= Hank Bull =

Canadian artist (born 1949)

Hank Bull (born 1949) is a Canadian multidisciplinary artist, organizer, and musician based out of Vancouver, BC.

==Life and work==
Hank Bull was born in Calgary, Alberta. He was raised in Ontario and Nova Scotia. He spent a formative year in Europe in 1968, visiting art museums. He studied at the New School of Art, Toronto, under Nobuo Kubota and Robert Markle.

In 1973, Bull moved to Vancouver, where he joined the Western Front Society. There he met Kate Craig, Eric Metcalfe, Glenn Lewis, Martin Bartlett, and Patrick Ready, working with them on radio, shadow theatre, and performance art projects.

In 1980, Bull and Craig made an extended trip to Japan, Indonesia, India, Cameroon, France, Austria, and Croatia (Yugoslavia). They established lasting relationships with artists in these countries.

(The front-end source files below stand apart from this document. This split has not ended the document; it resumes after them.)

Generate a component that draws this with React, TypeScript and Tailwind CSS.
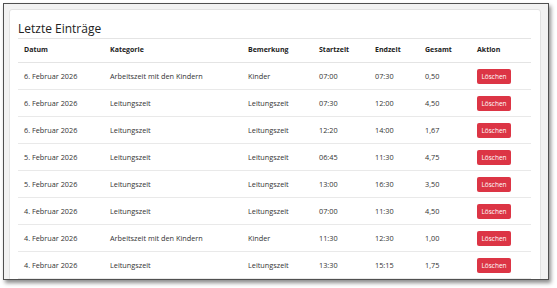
const rows = [
  ["6. Februar 2026", "Arbeitszeit mit den Kindern", "Kinder", "07:00", "07:30", "0,50"],
  ["6. Februar 2026", "Leitungszeit", "Leitungszeit", "07:30", "12:00", "4,50"],
  ["6. Februar 2026", "Leitungszeit", "Leitungszeit", "12:20", "14:00", "1,67"],
  ["5. Februar 2026", "Leitungszeit", "Leitungszeit", "06:45", "11:30", "4,75"],
  ["5. Februar 2026", "Leitungszeit", "Leitungszeit", "13:00", "16:30", "3,50"],
  ["4. Februar 2026", "Leitungszeit", "Leitungszeit", "07:00", "11:30", "4,50"],
  ["4. Februar 2026", "Arbeitszeit mit den Kindern", "Kinder", "11:30", "12:30", "1,00"],
  ["4. Februar 2026", "Leitungszeit", "Leitungszeit", "13:30", "15:15", "1,75"],
];

const headers = ["Datum", "Kategorie", "Bemerkung", "Startzeit", "Endzeit", "Gesamt", "Aktion"];

const cols = "grid grid-cols-[86px_138px_71px_56px_50px_52px_60px]";

export default function App() {
  return (
    <div className="w-[557px] h-[288px] bg-white pl-[3px] pt-[3px] font-['Open_Sans',sans-serif]">
      <div className="w-[546px] h-[277px] border border-[#505050] bg-[#f2f2f2] shadow-[2px_3px_4px_rgba(0,0,0,0.45)] overflow-hidden pl-[5px] pt-[5px]">
        <div className="w-[532px] h-[300px] bg-white border border-[#e2e2e2] rounded-[3px] px-[8px] pt-[11px]">
          <h2 className="text-[12px] leading-[16px] text-[#222] mb-[1px]">Letzte Einträge</h2>
          <div className="w-[513px]">
            <div className={`${cols} h-[25px] items-center border-t border-b border-[#e4e4e4] text-[7px] font-bold text-[#222]`}>
              {headers.map((h) => (
                <div key={h} className="pl-[6px]">{h}</div>
              ))}
            </div>
            {rows.map((r, i) => (
              <div key={i} className={`${cols} h-[27px] items-center border-b border-[#e9e9e9] text-[7.3px] text-[#333]`}>
                {r.map((c, j) => (
                  <div key={j} className="pl-[6px] whitespace-nowrap">{c}</div>
                ))}
                <div className="pl-[6px]">
                  <button className="w-[34px] h-[15px] rounded-[2px] bg-[#dc3545] text-white text-[6.5px] leading-[15px] text-center">
                    Löschen
                  </button>
                </div>
              </div>
            ))}
          </div>
        </div>
      </div>
    </div>
  );
}
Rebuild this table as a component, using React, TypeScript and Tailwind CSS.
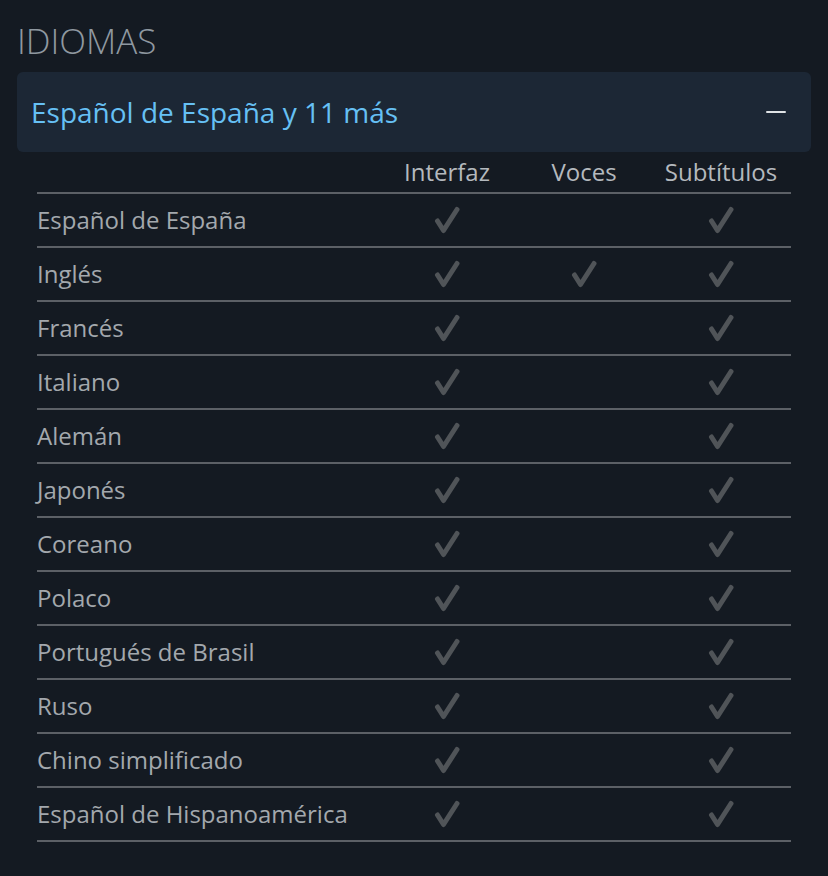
import React from "react";

const rows: [string, boolean, boolean, boolean][] = [
  ["Español de España", true, false, true],
  ["Inglés", true, true, true],
  ["Francés", true, false, true],
  ["Italiano", true, false, true],
  ["Alemán", true, false, true],
  ["Japonés", true, false, true],
  ["Coreano", true, false, true],
  ["Polaco", true, false, true],
  ["Portugués de Brasil", true, false, true],
  ["Ruso", true, false, true],
  ["Chino simplificado", true, false, true],
  ["Español de Hispanoamérica", true, false, true],
];

const Check = () => (
  <svg width="28" height="28" viewBox="0 0 28 28" className="block">
    <path
      d="M4.5 15 L10.5 24.5 L24 3.5"
      fill="none"
      stroke="#505458"
      strokeWidth="5"
      strokeLinecap="round"
      strokeLinejoin="round"
    />
  </svg>
);

const Cell = ({ on }: { on: boolean }) => (
  <div className="flex items-center justify-center">{on && <Check />}</div>
);

const App = () => {
  return (
    <div className="min-h-[876px] w-[828px] bg-[#141a22] px-[17px] pt-[20px] font-['Open_Sans',sans-serif]">
      <h2 className="text-[35px] font-light leading-[42px] text-[#8f98a0]">IDIOMAS</h2>

      <div className="mt-[10px] flex h-[80px] items-center justify-between rounded-[6px] bg-[#1c2735] pl-[14px] pr-[25px]">
        <span className="text-[28px] text-[#66c0f4]">Español de España y 11 más</span>
        <span className="block h-[2px] w-[20px] rounded bg-[#dfe3e6]"></span>
      </div>

      <div className="mx-[20px]">
        <div className="grid h-[42px] grid-cols-[1fr_140px_134px_140px] items-center border-b-2 border-[#5c6066] text-[24px] text-[#b4b9be]">
          <div></div>
          <div className="text-center">Interfaz</div>
          <div className="text-center">Voces</div>
          <div className="text-center">Subtítulos</div>
        </div>
        {rows.map(([name, ui, voice, subs]) => (
          <div
            key={name}
            className="grid h-[54px] grid-cols-[1fr_140px_134px_140px] items-center border-b-2 border-[#5c6066] text-[24px] text-[#a3a8ad]"
          >
            <div>{name}</div>
            <Cell on={ui} />
            <Cell on={voice} />
            <Cell on={subs} />
          </div>
        ))}
      </div>
    </div>
  );
};

export default App;
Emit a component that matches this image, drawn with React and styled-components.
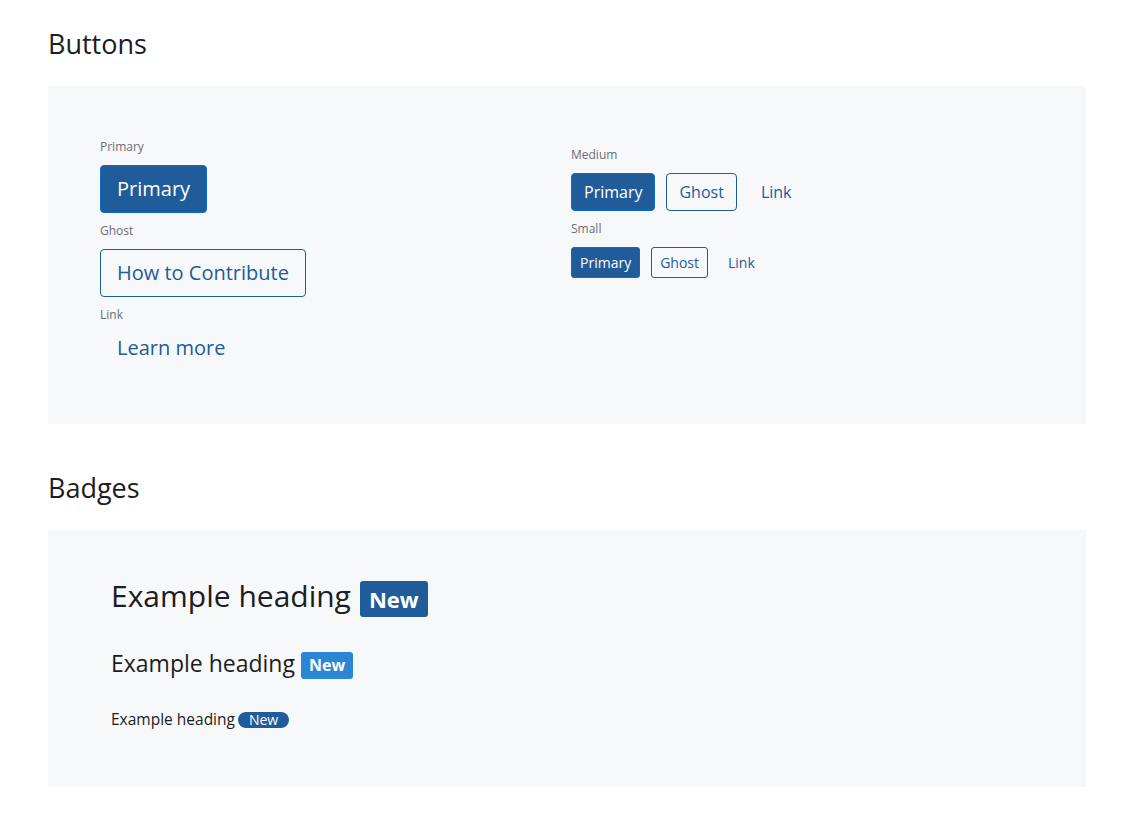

In the 1980s, Bull joined an international network of artists experimenting with telecommunications technology.

In 1998, Bull co-organized the Jiangnan Project, a series of Vancouver exhibitions on modern and contemporary art from China. This led to the founding of Centre A, the Vancouver International Centre for Contemporary Asian Art. At Centre A, Bull worked with curators Steven Tong, Sadira Rodrigues, Alice Ming Wai Jim, and Makiko Hara to produce over 100 exhibition projects.

He continues to practice painting, photography, video and music.

==Exhibitions==
Bull's work has been included in the Venice Biennale (1986), Documenta (1987) Ars Electronica (1989), and the Leipzig Medien Biennale (1994).

In 2015, a survey exhibition, Hank Bull: Connexion, was organized by the Confederation Centre Art Gallery in Charlottetown and curated by Joni Low and Pan Wendt. Based on Bull's personal art collection and his archive of props, costumes, videos, books, and correspondence, the exhibition travelled to five public galleries across Canada.

His work is represented by Stephen Bulger, Toronto, and Wil Aballe, Vancouver.

==Collections==
Bull's work is included in private and public collections, including the National Gallery of Canada, the Museum of Modern Art in New York, the Art Gallery of Nova Scotia, le Musée d'art contemporain de Montréal, the Burnaby Art Gallery, and the Video Data Bank in Chicago.

== Publications ==

- Connexion, Confederation Centre Art Gallery, Charlottetown, 2015.
- Transient Moments: Vancouver & the Performance Photograph, Presentation House Gallery, North Vancouver, 1997.

== Awards ==
In 2014, Bull received an honorary doctorate from the Emily Carr University of Art and Design.